What’s Your Intention? Showing Up for Black Lives

As news about George Floyd’s death spread on Tuesday, May 26, it appeared to grip folks in the White community more than any other story—and there are too many—of its kind. There are so many who are waking up to a reality that has been known and felt by our Black brothers, sisters, and siblings for centuries. Systemic racism in the United States was planted firmly in the foundation as White supremacy before the country was even born. That’s more than 400 years of Black folks fighting for freedom and asking to be seen as valuable in a country that monetized, and continues to monetize, their bodies without any consideration for what it means to humanize them.

If this feels hard to read, we invite you to stay with us and lean in closer. Feel the discomfort. Engage with us on things to consider to take part in dismantling systems that uphold the White supremacy we benefit from. It is going to take your energy, your platforms, your money, and your time to affect change, but this work must be done.

As each of us has been on our journeys, questions that frequently emerge are:

What is the role of an ally? To what extent can I use my voice? And one of the biggest questions we hear time and time again: But, what if I make a mistake?

There are a lot of ideas on how to show up, what’s enough, and what’s needed. The truth is, as important as it is to get started, the work never stops. By taking some first steps you also must commit to continuing to listen, speak out, reflect on your own behaviors and attitudes and biases, and keep going.

This is not a trend or a phase we can just pick up when it is convenient for us or when it is popular. Doing this work requires taking steps to make changes that will cause disruption in our lives, our communities, and across the country. The only way to address the pervasiveness of racism is to recognize this fight has been and continues to be a marathon, which means the work lasts longer than a popular hashtag.

What follows is a comprehensive set of ideas, although it is not exhaustive. Lots of authors, educators, and individuals have already written resource guides, which we’ve provided links to at the end.

I.     The Work Doesn’t Stop
II.    You Will Make Mistakes
III.   Listen and Learn
IV.   Opting Out is a Privilege
V.    Advance Your Conversations
VI.   Reflection is Key
VII.  Accountability
VIII. Reach Out & Connect
IX.   Final Thoughts
X.    Additional Resources and References

The Work Doesn’t Stop

This is more than one post, one hashtag, one march, or one conversation. This is all of those things and more. You cannot do one of these and sit back satisfied or tell your friends you “get it.”

We’ve said it and you’ve likely heard others say it: “Do the Work.” This is because what is being asked of you, of us, is to do actual work. It means learning, growing, sacrificing, donating (to organizations and individuals), leveraging your privilege, your voice, your networks, and so much more.

It is constant. It is necessary. It does not stop. We cannot stop. Do the work. Today, tomorrow, and every day after. And never expect anything because of it. Do it because we must. And then, keep doing it.

You Will Make Mistakes

No matter your intentions, you will mess up. You will say the wrong thing. You will speak up at the wrong time. You will minimize or dismiss a point due to misunderstanding or not comprehending the full picture. You will tune out because something strikes you way outside your comfort zone. Check back in and explore why you reacted or came to the conclusion that led to the mistake.
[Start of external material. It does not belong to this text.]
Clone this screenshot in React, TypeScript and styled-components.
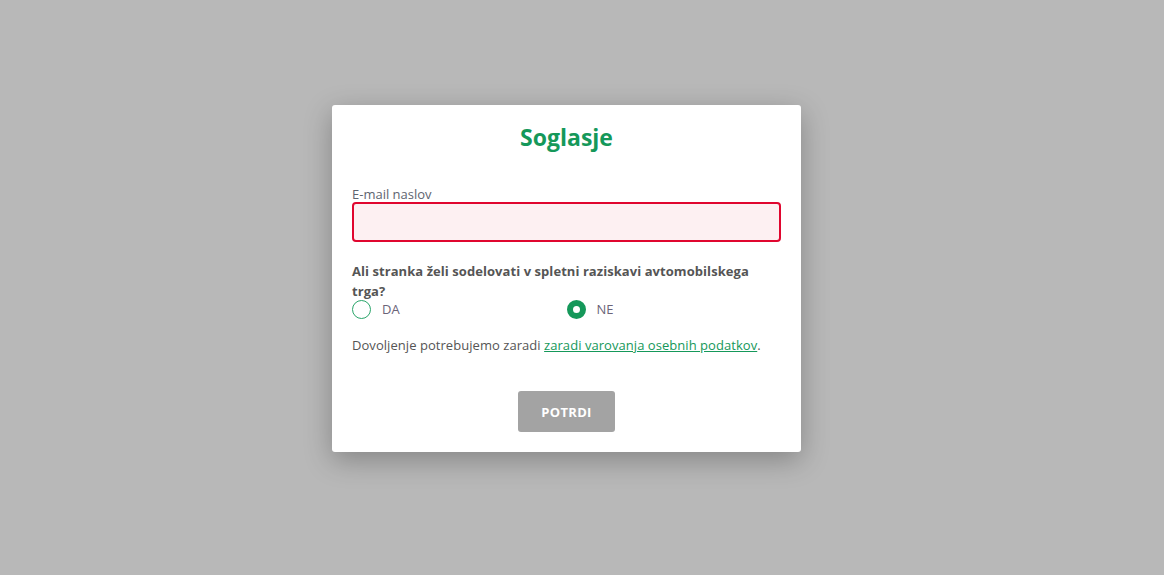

There are countless ways mistakes may happen. There is no way around them. You may be called out, called in, or challenged based on your mistakes. Never let this be an excuse to stop doing the work and always seek to understand how you may have perpetuated or caused harm. It is important for you to learn. Growth comes from feedback. We cannot give up when we mess up.

The movement toward racial justice cannot be done only if it feels emotionally safe for White people.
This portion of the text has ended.